- Records with interface code -
%%

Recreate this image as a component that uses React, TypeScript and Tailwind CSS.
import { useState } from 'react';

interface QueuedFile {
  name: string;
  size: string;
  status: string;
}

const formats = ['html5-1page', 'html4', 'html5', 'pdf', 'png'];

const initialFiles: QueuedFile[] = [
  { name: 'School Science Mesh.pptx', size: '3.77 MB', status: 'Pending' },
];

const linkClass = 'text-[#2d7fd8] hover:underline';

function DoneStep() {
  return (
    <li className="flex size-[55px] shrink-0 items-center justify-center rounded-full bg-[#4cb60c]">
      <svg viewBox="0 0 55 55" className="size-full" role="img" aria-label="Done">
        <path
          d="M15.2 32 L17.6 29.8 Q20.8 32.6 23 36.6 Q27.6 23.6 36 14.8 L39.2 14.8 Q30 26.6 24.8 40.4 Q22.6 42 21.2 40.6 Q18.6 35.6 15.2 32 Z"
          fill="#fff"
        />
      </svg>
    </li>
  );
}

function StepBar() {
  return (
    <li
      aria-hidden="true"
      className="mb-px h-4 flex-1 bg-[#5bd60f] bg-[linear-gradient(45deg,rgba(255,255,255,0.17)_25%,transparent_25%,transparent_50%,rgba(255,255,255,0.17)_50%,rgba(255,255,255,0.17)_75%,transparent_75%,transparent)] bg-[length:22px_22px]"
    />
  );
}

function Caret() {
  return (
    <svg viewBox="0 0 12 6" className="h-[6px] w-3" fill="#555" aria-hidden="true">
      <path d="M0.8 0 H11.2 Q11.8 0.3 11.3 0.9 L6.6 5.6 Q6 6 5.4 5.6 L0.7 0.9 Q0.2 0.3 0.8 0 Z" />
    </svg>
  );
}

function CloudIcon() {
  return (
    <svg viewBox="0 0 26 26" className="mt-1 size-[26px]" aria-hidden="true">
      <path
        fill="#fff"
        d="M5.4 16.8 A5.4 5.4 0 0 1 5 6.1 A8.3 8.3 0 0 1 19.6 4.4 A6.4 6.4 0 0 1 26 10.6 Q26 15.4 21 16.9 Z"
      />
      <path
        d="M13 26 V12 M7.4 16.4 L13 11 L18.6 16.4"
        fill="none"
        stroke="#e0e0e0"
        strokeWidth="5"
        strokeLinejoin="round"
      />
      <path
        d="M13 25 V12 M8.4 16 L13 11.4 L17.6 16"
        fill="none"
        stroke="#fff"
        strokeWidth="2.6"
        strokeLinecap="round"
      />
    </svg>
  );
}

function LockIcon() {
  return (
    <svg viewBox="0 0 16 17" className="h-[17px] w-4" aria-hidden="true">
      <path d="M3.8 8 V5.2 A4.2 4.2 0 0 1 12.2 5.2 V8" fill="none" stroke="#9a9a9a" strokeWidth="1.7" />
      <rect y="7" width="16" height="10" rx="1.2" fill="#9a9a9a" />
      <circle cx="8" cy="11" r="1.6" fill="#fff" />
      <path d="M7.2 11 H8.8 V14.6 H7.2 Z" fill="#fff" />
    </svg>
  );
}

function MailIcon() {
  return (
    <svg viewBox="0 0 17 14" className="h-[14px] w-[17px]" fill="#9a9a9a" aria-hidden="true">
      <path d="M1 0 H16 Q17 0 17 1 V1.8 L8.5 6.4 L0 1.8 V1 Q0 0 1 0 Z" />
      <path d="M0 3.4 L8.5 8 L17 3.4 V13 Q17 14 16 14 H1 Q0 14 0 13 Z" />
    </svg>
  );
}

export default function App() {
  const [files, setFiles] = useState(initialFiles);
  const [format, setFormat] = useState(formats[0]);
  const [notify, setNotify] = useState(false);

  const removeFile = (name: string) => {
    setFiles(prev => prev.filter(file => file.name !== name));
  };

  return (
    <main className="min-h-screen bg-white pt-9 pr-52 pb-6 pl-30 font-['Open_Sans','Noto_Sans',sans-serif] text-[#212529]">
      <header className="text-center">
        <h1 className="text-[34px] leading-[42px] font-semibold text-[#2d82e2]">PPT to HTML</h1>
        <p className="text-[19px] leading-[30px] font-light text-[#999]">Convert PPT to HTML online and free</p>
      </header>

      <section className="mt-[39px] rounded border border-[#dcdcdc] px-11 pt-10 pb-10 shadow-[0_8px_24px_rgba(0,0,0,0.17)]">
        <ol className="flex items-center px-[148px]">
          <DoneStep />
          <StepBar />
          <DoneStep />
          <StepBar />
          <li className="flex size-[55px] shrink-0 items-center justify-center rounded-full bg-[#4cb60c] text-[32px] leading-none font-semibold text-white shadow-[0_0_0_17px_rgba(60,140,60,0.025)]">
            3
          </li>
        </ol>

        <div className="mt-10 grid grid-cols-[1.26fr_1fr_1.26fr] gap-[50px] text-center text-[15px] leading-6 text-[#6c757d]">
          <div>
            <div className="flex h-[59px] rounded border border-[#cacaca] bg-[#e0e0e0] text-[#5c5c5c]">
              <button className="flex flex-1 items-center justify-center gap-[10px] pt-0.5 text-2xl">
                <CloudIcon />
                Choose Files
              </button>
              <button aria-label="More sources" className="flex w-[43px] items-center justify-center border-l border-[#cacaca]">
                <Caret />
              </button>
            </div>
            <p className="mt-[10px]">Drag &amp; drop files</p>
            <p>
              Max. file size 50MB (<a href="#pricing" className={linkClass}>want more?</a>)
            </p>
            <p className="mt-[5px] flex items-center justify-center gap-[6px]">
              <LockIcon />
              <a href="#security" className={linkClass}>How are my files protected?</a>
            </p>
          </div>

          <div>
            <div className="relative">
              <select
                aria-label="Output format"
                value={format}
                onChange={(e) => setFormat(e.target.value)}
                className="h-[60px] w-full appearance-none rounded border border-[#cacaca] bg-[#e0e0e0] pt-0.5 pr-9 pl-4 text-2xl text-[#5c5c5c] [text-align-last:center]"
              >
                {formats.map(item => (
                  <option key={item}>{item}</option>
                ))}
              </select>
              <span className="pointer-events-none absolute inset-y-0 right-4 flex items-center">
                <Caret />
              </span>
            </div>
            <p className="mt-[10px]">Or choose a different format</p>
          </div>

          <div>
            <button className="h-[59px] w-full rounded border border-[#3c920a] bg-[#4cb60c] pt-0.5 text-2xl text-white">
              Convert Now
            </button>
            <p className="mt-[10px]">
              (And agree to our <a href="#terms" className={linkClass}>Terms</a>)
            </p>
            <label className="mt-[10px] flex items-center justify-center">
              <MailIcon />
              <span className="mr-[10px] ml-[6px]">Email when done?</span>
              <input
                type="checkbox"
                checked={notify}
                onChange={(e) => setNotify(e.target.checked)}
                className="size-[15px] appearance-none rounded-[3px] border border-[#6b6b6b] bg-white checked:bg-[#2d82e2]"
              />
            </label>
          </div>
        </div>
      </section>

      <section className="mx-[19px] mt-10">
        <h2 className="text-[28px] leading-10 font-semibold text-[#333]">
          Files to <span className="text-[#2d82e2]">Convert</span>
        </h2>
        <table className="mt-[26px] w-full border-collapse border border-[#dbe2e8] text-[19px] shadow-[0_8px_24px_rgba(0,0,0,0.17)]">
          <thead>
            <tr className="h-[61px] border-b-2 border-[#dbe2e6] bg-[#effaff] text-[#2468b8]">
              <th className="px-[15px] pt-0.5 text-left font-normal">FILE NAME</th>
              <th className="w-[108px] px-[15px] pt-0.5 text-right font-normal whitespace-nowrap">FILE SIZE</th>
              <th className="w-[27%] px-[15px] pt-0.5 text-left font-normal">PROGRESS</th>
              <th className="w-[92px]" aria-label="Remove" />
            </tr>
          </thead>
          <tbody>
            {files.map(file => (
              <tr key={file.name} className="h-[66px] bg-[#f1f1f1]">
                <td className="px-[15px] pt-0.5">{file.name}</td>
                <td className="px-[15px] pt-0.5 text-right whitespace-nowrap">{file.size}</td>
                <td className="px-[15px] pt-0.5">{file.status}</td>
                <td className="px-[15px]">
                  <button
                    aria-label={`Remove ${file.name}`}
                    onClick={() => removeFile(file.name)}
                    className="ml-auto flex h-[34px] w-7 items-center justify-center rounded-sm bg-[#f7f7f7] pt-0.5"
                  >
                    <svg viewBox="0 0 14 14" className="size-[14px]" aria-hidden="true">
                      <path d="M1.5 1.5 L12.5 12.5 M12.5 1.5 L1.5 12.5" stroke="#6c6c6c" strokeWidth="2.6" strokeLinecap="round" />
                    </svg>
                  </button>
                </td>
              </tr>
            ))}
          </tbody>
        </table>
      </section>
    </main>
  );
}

%%
%%

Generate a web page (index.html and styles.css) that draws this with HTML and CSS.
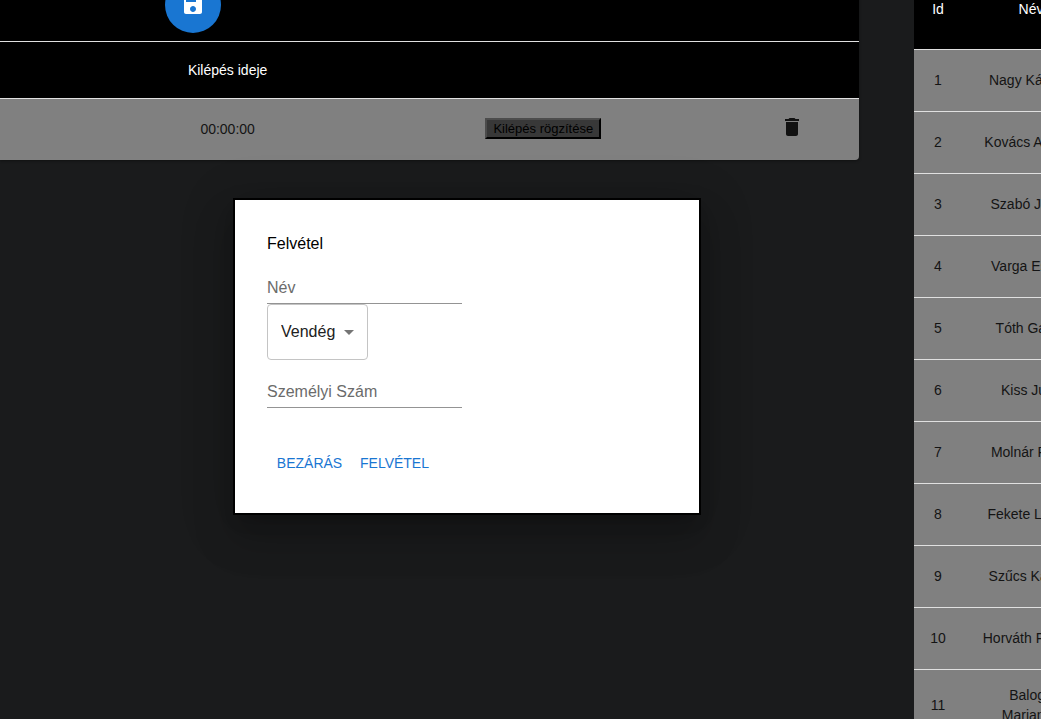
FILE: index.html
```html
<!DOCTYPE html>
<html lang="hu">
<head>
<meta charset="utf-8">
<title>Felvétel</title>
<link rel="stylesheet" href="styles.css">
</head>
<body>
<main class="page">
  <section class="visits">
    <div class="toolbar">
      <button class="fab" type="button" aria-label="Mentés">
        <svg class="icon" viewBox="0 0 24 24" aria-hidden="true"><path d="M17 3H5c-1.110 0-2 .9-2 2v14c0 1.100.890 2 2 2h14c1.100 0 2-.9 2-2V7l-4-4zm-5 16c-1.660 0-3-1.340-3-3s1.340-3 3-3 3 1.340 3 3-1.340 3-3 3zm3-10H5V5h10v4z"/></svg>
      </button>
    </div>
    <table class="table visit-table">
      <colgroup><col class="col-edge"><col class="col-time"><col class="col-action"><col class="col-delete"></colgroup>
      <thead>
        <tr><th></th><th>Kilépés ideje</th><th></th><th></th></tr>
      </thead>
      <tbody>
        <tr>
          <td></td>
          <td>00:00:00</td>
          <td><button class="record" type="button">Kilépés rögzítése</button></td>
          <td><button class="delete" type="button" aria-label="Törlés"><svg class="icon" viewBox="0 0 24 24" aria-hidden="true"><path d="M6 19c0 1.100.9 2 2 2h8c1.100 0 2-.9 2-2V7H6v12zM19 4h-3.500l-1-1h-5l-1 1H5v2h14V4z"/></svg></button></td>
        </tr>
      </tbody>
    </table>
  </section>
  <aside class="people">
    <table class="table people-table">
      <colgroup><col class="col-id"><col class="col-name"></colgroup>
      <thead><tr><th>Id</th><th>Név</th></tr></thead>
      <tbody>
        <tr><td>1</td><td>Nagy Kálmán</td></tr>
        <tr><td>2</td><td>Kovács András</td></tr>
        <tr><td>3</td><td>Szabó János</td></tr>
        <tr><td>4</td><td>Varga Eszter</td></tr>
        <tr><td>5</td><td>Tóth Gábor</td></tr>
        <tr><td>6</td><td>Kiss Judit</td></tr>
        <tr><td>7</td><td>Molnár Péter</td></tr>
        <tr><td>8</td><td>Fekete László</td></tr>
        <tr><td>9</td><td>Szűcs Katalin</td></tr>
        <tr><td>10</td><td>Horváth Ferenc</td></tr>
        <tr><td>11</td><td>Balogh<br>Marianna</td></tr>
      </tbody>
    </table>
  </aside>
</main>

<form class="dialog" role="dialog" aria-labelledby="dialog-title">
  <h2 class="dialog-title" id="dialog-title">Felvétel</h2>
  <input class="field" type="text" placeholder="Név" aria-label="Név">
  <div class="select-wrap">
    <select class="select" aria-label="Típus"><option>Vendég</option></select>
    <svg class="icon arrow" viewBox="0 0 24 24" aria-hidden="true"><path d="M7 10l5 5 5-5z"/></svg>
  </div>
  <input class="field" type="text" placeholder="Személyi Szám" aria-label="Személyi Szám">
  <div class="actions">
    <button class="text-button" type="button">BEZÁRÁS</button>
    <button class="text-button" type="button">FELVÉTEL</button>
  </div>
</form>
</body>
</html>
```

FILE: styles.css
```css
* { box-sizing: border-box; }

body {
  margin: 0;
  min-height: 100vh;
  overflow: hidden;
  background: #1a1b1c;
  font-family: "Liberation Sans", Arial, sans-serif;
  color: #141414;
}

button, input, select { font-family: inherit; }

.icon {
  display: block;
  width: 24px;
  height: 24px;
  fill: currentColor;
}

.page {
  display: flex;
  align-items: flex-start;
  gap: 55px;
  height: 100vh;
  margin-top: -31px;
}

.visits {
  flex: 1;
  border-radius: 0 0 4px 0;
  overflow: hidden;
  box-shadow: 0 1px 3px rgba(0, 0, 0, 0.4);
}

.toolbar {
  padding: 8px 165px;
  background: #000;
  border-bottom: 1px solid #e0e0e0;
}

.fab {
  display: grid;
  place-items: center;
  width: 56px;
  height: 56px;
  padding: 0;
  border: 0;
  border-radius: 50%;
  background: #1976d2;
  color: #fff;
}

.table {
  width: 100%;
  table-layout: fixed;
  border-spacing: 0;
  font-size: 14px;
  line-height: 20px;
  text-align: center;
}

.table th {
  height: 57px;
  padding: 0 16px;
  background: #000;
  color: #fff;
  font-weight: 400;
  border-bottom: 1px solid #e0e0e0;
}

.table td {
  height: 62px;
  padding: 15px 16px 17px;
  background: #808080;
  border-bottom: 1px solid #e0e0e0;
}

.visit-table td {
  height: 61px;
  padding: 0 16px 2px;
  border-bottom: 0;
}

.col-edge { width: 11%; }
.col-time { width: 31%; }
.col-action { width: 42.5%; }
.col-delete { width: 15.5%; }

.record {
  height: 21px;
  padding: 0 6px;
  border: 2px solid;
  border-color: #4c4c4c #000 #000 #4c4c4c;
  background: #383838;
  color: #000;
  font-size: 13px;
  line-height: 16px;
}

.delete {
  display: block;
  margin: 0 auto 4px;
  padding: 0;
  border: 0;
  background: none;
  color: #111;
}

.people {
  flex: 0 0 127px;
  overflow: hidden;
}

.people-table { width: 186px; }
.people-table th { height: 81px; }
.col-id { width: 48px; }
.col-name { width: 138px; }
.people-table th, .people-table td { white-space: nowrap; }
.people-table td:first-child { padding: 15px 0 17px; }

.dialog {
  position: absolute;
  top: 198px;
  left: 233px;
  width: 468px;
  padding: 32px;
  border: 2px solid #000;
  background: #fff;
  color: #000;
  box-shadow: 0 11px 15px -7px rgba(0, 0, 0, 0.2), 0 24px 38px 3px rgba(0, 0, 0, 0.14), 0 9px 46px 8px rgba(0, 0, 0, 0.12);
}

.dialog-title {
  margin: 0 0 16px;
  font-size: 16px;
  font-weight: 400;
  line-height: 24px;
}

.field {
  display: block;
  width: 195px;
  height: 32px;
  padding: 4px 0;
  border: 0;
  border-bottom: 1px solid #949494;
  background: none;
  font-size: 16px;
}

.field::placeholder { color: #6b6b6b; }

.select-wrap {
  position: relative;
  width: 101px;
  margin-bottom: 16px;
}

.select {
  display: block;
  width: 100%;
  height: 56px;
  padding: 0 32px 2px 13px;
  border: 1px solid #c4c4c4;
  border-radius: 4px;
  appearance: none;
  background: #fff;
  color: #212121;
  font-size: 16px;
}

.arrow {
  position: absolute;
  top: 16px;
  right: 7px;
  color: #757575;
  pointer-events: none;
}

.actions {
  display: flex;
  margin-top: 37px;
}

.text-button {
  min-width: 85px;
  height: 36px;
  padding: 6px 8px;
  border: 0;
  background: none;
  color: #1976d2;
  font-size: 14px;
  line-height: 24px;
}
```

%%

- TASK OBJECTIVE -
Within the listing above, extract exactly the lines from the line with "Recreate this image" to the line with "const linkClass = 'text-[#2d7fd8]", the two named lines included, and no others.

- SOLUTION -
Recreate this image as a component that uses React, TypeScript and Tailwind CSS.
import { useState } from 'react';

interface QueuedFile {
  name: string;
  size: string;
  status: string;
}

const formats = ['html5-1page', 'html4', 'html5', 'pdf', 'png'];

const initialFiles: QueuedFile[] = [
  { name: 'School Science Mesh.pptx', size: '3.77 MB', status: 'Pending' },
];

const linkClass = 'text-[#2d7fd8] hover:underline';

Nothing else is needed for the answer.